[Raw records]
============================================================
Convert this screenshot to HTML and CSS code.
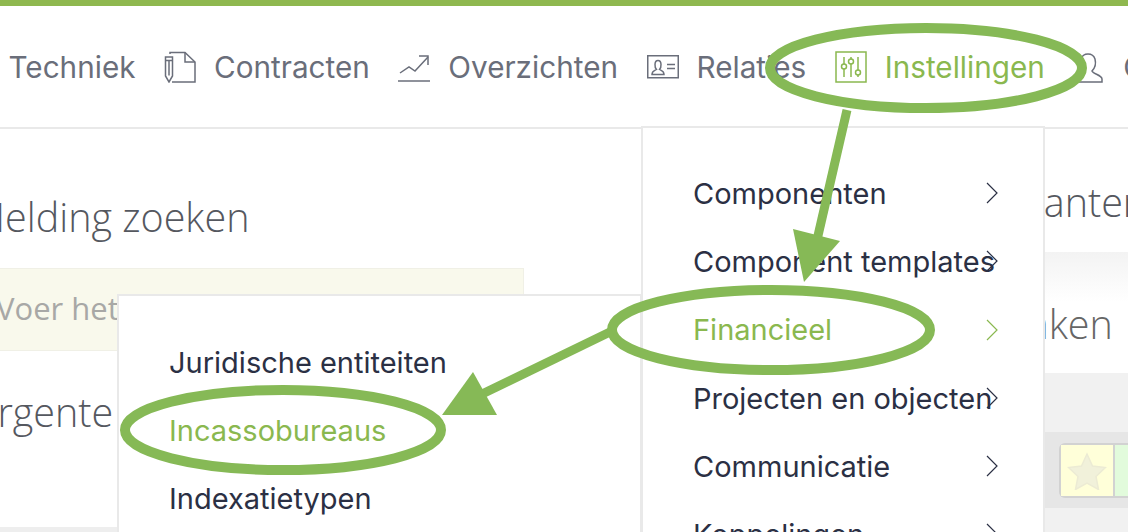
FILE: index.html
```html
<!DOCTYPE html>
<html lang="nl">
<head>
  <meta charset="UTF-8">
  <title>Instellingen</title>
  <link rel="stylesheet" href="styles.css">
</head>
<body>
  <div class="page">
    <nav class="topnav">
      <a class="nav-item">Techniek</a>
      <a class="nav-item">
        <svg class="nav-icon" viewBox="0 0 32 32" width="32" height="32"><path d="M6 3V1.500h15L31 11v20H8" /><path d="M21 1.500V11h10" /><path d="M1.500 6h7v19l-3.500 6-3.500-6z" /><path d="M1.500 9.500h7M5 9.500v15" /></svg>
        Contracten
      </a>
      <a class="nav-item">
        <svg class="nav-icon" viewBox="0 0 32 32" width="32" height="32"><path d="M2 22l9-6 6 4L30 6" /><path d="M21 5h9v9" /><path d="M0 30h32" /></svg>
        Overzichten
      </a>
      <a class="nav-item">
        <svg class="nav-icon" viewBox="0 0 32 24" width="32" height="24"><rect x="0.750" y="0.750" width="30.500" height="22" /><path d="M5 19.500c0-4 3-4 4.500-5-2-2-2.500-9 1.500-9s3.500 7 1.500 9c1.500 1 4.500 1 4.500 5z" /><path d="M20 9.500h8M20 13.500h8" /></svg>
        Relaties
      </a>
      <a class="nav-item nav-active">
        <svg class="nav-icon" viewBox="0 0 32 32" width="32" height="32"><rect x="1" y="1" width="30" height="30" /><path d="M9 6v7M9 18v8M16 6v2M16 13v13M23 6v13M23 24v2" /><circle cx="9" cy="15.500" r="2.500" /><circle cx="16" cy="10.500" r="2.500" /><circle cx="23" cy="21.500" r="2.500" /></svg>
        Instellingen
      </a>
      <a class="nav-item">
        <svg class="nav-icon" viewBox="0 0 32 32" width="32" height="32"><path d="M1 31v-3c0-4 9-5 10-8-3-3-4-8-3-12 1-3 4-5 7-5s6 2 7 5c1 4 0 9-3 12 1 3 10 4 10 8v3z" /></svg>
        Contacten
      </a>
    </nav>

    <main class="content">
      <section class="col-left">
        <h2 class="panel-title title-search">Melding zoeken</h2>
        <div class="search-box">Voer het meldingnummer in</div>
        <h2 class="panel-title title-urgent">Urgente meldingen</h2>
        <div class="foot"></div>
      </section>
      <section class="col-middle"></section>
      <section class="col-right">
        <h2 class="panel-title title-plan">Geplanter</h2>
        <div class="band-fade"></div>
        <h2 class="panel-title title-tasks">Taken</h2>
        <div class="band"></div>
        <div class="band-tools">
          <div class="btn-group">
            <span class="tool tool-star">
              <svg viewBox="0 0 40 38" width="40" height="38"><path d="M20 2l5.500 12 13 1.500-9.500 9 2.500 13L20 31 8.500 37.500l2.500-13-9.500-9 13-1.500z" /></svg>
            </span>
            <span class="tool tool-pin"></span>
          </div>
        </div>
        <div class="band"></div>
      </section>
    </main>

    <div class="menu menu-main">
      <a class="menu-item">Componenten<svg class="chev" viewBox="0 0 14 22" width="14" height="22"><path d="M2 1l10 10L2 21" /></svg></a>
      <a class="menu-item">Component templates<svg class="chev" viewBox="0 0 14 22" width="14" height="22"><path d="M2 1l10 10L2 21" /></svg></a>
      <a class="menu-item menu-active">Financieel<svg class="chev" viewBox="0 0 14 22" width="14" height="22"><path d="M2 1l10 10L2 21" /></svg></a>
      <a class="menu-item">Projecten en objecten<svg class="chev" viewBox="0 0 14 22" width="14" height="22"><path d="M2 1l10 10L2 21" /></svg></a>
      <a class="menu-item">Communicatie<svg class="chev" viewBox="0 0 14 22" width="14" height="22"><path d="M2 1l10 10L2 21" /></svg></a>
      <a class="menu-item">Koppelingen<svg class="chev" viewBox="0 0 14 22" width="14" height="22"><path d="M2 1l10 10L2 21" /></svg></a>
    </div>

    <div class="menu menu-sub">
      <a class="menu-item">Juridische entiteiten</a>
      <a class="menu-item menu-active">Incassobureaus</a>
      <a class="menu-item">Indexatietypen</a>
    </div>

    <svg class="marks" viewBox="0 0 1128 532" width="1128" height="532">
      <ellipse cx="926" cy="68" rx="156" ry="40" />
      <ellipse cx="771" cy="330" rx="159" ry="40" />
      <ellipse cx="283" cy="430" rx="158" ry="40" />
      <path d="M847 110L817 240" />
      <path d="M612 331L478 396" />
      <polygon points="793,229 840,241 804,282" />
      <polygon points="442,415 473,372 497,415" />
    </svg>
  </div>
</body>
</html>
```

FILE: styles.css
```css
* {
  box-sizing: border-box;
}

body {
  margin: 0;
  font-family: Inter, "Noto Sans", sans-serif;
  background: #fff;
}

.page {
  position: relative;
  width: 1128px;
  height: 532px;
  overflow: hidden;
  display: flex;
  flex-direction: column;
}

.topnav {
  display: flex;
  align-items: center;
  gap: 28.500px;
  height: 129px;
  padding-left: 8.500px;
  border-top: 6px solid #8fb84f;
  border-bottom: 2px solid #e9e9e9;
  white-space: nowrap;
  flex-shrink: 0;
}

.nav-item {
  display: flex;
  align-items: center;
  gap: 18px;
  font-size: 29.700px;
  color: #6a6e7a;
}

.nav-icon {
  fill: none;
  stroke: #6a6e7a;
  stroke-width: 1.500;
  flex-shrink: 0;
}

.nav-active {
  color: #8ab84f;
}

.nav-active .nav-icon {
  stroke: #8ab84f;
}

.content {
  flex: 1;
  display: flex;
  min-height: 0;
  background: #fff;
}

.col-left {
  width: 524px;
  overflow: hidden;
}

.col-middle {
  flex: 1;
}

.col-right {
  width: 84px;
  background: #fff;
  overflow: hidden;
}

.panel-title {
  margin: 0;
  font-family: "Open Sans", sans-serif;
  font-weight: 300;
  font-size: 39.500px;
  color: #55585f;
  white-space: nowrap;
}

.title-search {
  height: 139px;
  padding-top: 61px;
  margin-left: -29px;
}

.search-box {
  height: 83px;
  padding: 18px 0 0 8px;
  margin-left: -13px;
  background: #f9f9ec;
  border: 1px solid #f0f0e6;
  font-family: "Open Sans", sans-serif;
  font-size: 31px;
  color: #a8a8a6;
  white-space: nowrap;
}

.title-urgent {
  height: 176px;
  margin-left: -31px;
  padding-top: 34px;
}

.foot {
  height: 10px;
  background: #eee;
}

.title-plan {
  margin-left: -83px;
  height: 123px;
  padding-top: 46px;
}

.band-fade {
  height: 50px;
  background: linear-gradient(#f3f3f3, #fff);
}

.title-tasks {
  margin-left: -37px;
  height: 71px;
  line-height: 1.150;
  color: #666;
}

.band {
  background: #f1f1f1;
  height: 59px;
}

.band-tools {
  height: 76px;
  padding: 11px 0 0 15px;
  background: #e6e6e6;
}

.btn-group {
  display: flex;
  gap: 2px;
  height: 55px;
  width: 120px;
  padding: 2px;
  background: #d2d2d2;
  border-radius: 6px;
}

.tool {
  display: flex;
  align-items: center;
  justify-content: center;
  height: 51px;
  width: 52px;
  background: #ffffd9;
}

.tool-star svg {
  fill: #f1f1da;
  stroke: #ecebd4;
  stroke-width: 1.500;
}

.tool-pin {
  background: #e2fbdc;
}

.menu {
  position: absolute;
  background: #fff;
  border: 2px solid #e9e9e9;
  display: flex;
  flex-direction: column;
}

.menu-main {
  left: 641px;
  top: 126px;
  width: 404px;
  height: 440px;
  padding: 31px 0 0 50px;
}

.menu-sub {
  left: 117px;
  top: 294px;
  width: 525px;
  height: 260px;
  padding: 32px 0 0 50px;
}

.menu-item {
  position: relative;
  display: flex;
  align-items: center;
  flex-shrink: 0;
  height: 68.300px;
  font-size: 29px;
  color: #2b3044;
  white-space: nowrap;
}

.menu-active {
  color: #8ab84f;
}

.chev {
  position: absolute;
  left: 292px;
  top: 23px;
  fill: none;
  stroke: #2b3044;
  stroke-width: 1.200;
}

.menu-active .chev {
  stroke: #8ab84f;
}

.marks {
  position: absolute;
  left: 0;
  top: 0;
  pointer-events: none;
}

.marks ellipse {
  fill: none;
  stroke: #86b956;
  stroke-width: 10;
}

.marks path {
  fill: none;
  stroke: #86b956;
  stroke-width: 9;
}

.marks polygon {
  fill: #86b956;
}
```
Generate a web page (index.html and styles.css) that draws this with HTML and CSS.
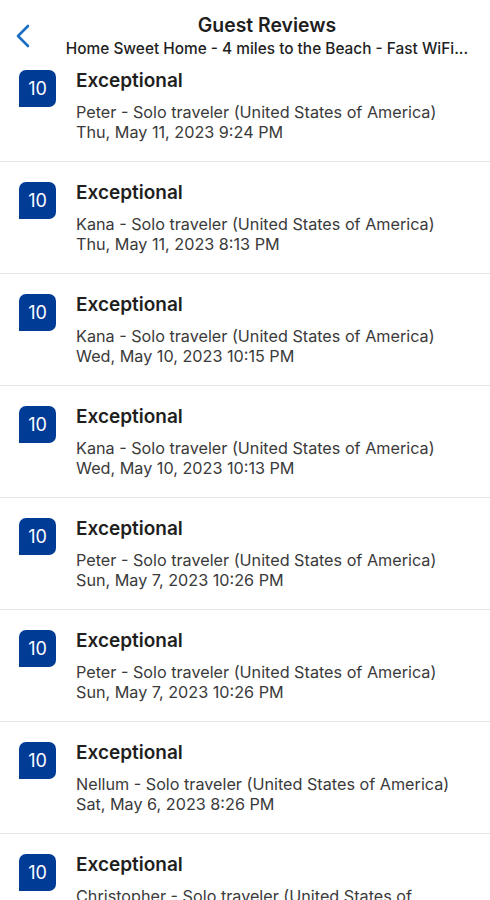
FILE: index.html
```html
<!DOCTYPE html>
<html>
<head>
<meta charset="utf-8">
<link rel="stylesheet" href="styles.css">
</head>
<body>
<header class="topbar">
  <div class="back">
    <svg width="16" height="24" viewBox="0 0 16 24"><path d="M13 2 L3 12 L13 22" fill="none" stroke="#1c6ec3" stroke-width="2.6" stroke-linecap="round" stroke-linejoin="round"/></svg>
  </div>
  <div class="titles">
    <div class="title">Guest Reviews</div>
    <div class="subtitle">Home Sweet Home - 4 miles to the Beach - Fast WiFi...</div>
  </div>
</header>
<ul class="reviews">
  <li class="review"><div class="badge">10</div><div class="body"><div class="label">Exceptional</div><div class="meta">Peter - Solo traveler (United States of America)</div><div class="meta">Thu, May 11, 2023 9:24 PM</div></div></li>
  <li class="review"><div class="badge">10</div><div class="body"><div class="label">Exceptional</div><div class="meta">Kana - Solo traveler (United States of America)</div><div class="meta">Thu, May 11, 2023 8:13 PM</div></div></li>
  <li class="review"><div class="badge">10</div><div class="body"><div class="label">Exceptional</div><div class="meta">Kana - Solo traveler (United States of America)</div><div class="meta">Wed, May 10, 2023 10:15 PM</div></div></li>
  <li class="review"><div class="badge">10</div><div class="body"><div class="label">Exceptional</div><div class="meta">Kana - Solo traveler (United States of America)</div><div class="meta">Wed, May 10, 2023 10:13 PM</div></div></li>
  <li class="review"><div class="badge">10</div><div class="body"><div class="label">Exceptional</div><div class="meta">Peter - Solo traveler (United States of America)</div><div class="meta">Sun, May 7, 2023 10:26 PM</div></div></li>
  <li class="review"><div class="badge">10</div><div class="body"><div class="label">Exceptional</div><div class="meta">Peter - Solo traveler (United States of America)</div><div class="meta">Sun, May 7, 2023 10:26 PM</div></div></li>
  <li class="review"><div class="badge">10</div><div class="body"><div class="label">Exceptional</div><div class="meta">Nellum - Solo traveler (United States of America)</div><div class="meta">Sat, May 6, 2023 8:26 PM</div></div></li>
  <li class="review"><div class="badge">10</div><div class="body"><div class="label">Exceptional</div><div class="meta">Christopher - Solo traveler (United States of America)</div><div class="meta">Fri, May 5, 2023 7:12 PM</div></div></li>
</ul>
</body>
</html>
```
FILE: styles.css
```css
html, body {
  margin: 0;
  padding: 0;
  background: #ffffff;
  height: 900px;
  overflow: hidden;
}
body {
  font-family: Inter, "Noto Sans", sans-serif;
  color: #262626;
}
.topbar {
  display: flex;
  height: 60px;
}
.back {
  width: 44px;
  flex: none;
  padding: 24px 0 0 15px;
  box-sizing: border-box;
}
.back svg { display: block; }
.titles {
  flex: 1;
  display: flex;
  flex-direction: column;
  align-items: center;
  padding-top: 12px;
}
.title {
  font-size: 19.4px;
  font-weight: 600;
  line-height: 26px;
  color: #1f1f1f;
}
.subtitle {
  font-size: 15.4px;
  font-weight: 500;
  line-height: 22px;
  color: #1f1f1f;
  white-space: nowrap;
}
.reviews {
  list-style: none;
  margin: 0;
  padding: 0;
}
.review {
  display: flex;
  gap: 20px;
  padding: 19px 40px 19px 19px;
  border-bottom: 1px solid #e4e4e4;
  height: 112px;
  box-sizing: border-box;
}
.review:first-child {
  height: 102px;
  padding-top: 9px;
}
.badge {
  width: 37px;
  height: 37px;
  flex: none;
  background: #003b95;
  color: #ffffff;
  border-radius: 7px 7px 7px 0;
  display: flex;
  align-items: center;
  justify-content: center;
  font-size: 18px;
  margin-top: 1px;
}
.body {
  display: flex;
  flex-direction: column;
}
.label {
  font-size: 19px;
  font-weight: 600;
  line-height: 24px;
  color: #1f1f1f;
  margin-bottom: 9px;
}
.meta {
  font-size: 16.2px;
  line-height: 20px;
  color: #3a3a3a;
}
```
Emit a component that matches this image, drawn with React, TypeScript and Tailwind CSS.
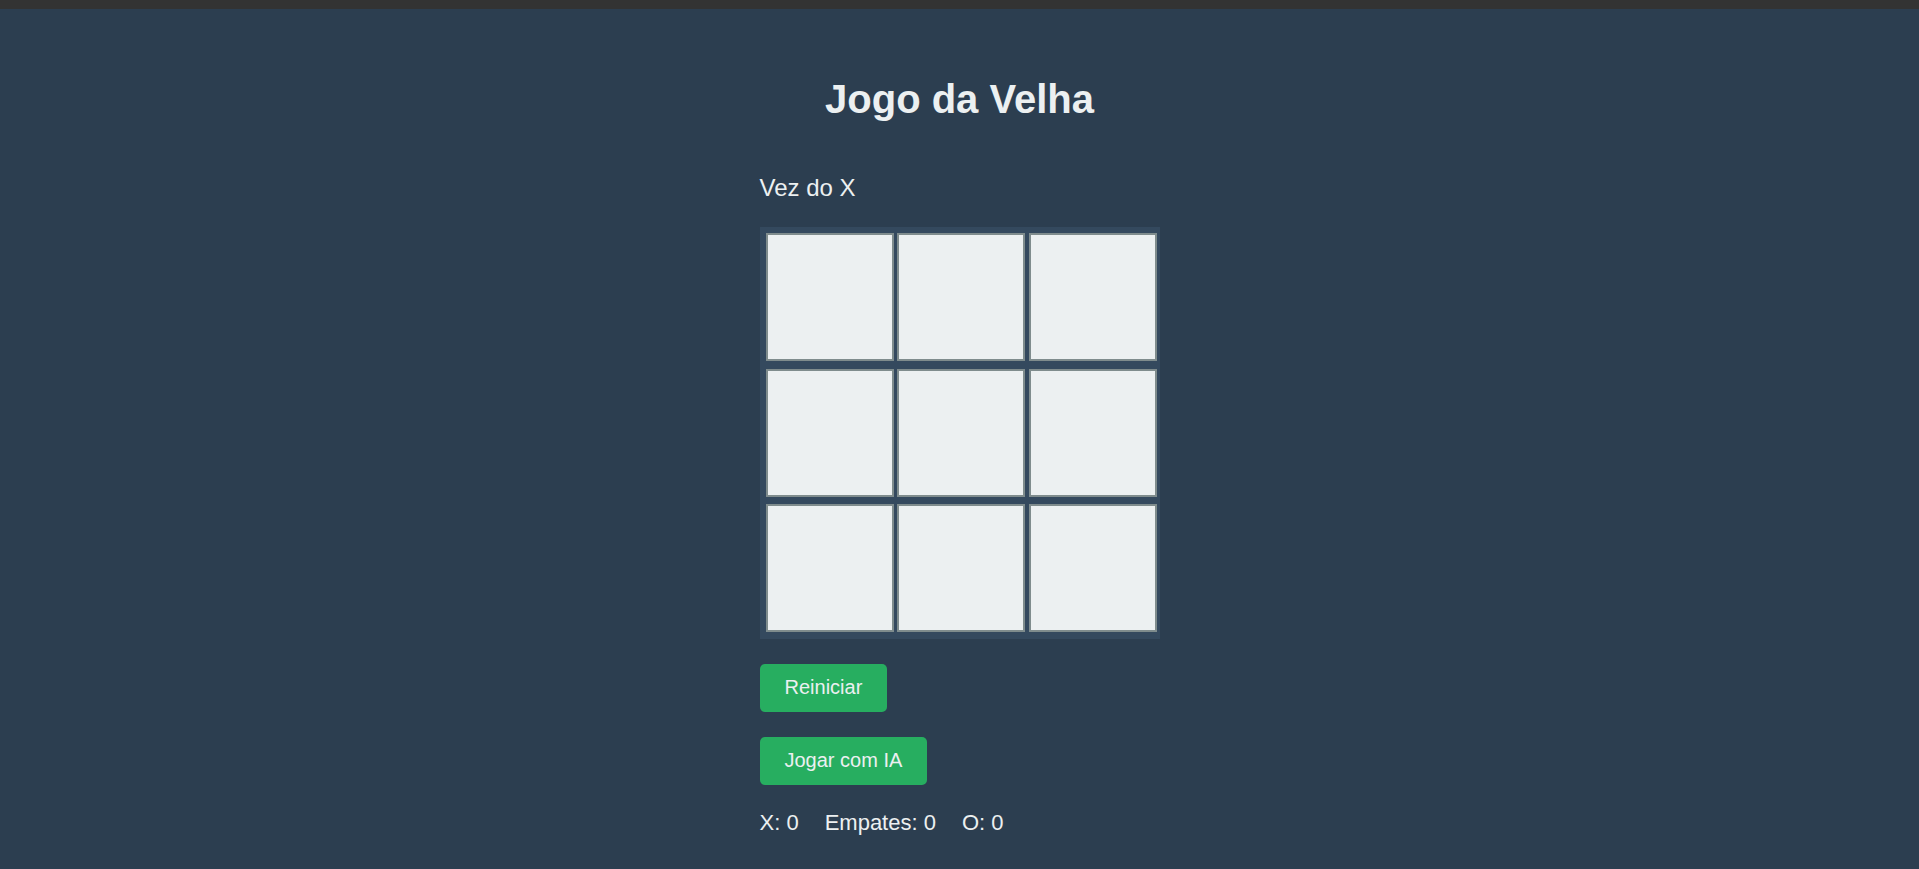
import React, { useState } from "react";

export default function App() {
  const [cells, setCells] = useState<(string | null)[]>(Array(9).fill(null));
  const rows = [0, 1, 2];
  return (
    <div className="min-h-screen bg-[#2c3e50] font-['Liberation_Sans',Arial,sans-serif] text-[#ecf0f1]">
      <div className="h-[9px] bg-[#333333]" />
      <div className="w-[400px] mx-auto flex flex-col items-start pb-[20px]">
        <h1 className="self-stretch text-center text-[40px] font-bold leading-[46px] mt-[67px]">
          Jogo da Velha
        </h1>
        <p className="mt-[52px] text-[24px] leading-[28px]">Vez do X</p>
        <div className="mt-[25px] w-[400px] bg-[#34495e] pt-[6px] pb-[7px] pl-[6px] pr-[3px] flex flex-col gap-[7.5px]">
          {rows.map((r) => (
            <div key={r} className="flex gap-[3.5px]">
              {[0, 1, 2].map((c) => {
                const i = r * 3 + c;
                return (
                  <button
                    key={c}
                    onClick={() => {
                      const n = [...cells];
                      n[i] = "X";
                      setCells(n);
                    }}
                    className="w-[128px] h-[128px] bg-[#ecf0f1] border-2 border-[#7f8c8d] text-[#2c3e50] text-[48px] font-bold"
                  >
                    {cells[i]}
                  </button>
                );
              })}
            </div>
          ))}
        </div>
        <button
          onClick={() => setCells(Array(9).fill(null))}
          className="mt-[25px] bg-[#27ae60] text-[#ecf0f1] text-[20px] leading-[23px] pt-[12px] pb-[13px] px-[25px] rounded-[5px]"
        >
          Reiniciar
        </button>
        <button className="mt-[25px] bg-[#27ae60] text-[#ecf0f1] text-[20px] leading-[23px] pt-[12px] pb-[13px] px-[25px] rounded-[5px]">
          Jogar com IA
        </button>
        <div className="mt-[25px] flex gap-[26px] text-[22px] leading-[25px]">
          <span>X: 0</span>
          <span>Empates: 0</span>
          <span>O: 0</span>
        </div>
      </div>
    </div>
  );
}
============================================================
→ **Exercise goal**
Look through the entries above for the word "React". Copy every line where it shows up.

→ **Response for this exercise**
Emit a component that matches this image, drawn with React, TypeScript and Tailwind CSS.
import React, { useState } from "react";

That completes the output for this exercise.